Artwork by David “Vyle” Levy
“They’re here…” Our hairs rise at that singsong call of the child co-opted by demons. More than three decades later those words and this film still terrify. The 1982, Steven Spielberg movie, Poltergeist, suggests that a destructive presence lurks outside the realm of human psychology and therefore beyond our capacities to intervene. The Freeling family: Steve (Craig T. Nelson), Diane (Jobeth Williams) and their three children: Carole Anne, Dana and Robbie are powerless once the poltergeist slips through their television set and stakes claim on Carole Anne (Heather O’Rourke).
Might it be that this film shows the unconscious at work, turning emotions into nightmarish images that make them easier to interact with?
When we meet the “Free-lings” they are, as their name suggests, free. They live in a nice home in the quiet sunny suburbs. They are beautiful and loving without being corny or conceited. They are, one might say, enviable. The angelic five-year-old, Carole Anne, with silky blonde hair and big blue eyes is perhaps the most enviable. And so the film begins when she, like any good fairy tale victim, is innocently lured by the dark. Rather than disguised as a grandmother or young woman picking apples, the monster makes contact through a television set; the modern playing ground for the youth. Carole Anne tells the television snow her age and engages in an intriguing get-to-know you game.
Next come the paranormal events, when mom is actually disarmed at how the foreign agent restacks the kitchen chairs and makes a slide in the linoleum for the family to ride. These benign gestures prime the family for attack. Exploiting the Freelings when they are most vulnerable – at bedtime when they are separated and children feel unprotected by their parents – the poltergeist abducts Carole Anne.
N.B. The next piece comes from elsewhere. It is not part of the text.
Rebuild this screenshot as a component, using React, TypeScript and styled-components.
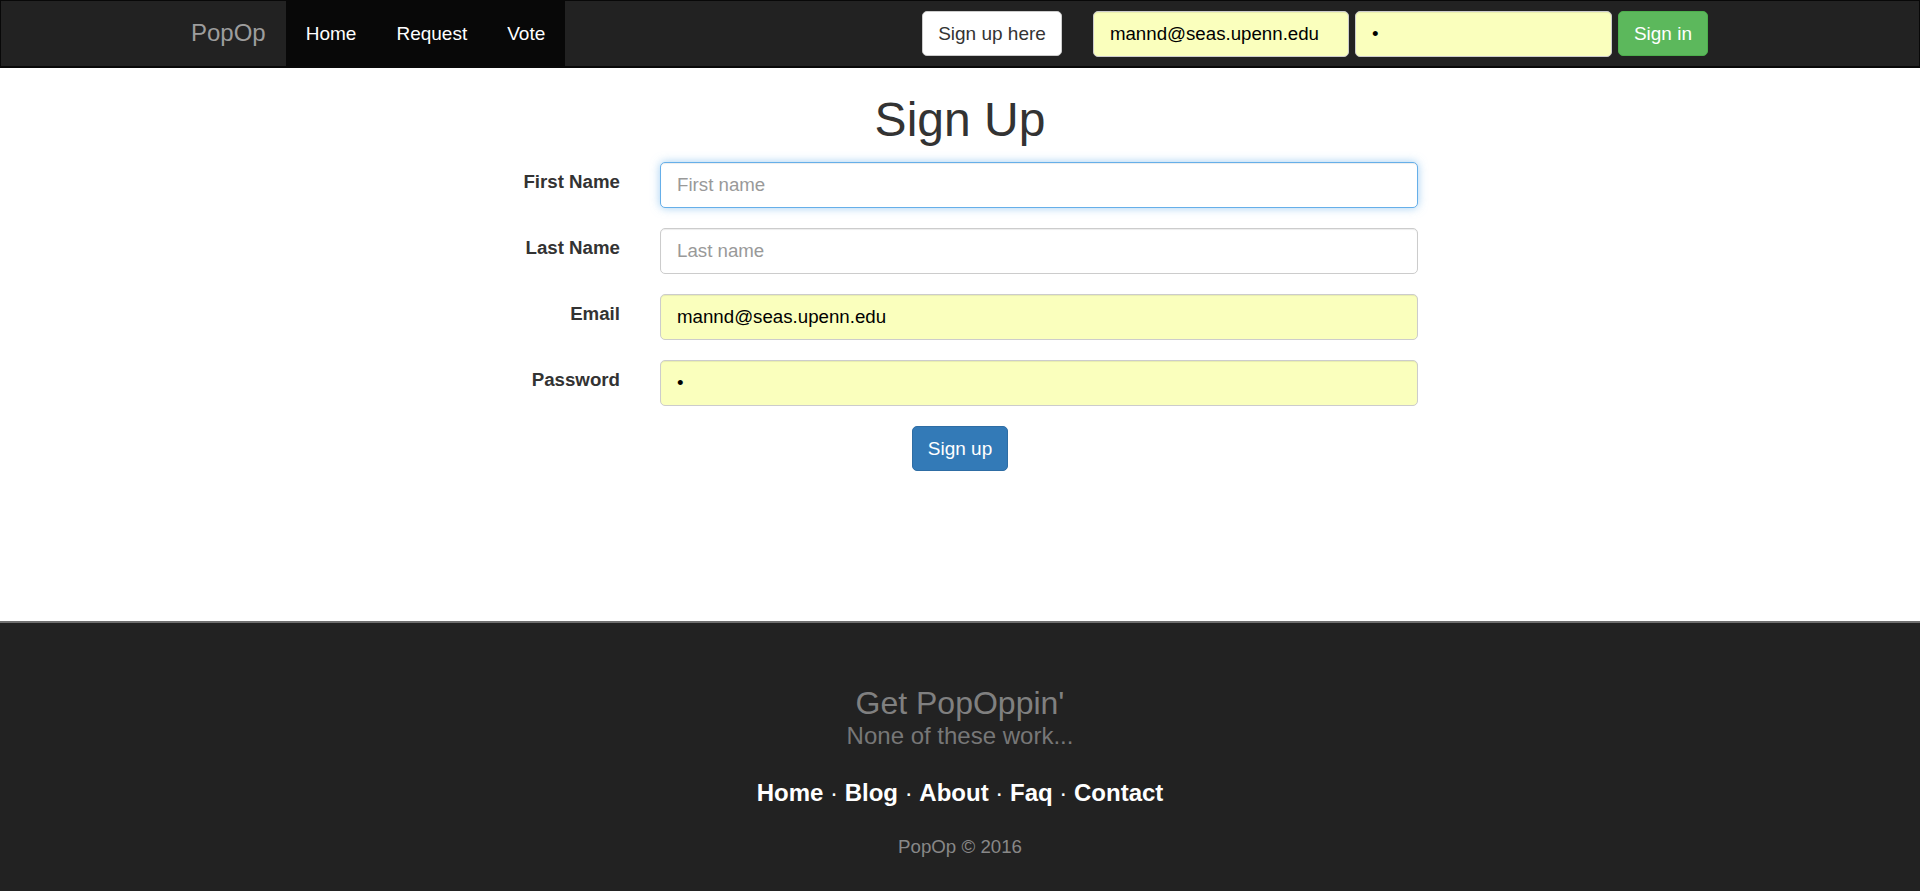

It is explained to us by the medium, Tangina (Zelda Rubenstein), why Carole Anne was chosen. The displaced dead, rejecting the loss of their lives, cling to this free-ling child. “They’re attracted to the one thing about her that is different from themselves: her life force. …Something they desperately desire but can’t have anymore.” But there’s more at work here. There is also a demonic force that keeps Carole Ann close and pretends to be a child. Behind the mask is, Tangina explains, “So much rage, so much betrayal. I’ve never sensed anything like it. It lies to her. …it is the beast.”
The rage and envy that hold the family hostage are depicted here and in scores of children’s fairy tales for a reason. These forces terrify us. Envy frightens us as adults because even though our adult mind can think about it, our child mind could not. We carry with us into adulthood an impression of something horrific that was beyond comprehension. How many gifted, attractive, trusting children are cruelly (i.e. willfully) demoralized by adults? What about subtler versions of attack on a child’s enviable innocence and capacity for life? Most adults as we age envy the young, of course to varying degrees. The very young, though they may not fully understand, feel when they are viewed through a hungry, envious lens.
Visual images of the poltergeist “beast” are consistent with the child’s experience. From the sucking vaginal-like canal with a reaching umbilical cord that Carole Anne and Robbie cling to bed posts and door knobs to resist being pulled into, to the tree that for an instant swallows Robbie until Dad yanks him out, to the ultimate, super-human sized, haggard, skeletal creature with thin, blowing white hair, the poltergeist looks like exaggerated aspects of the envious other. The skeletal creature is life’s shell. Ancient and starving, it is fiercely determined to fill up its hollowness by robbing Carole Anne from her safe and happy family.
When destructive envy comes from caregivers, it is especially threatening to children. To adapt psychologically, children unconsciously treat it as a disembodied force. It’s not mom, or dad, or grandma, or auntie, or older brother, or the old maid next door, it’s a monster that could get me when someone I trust isn’t taking care of me. This is one of the reasons nighttime is frightening to children. It’s when they are alone and split-off aspects of a threatening adult’s psychology creep back into the child’s awareness.
These mentally immature representations of aspects of adults we encounter as children are in my view the origin of the demonic presence that haunts innocents in films like Poltergeist. Not able to know it as part of the human realm because to do so would make us feel unsafe in the world as we grow, we unconsciously locate destructive envy outside of our world, freeing us to continue to believe in the complete goodness of those on whom we are dependent for survival.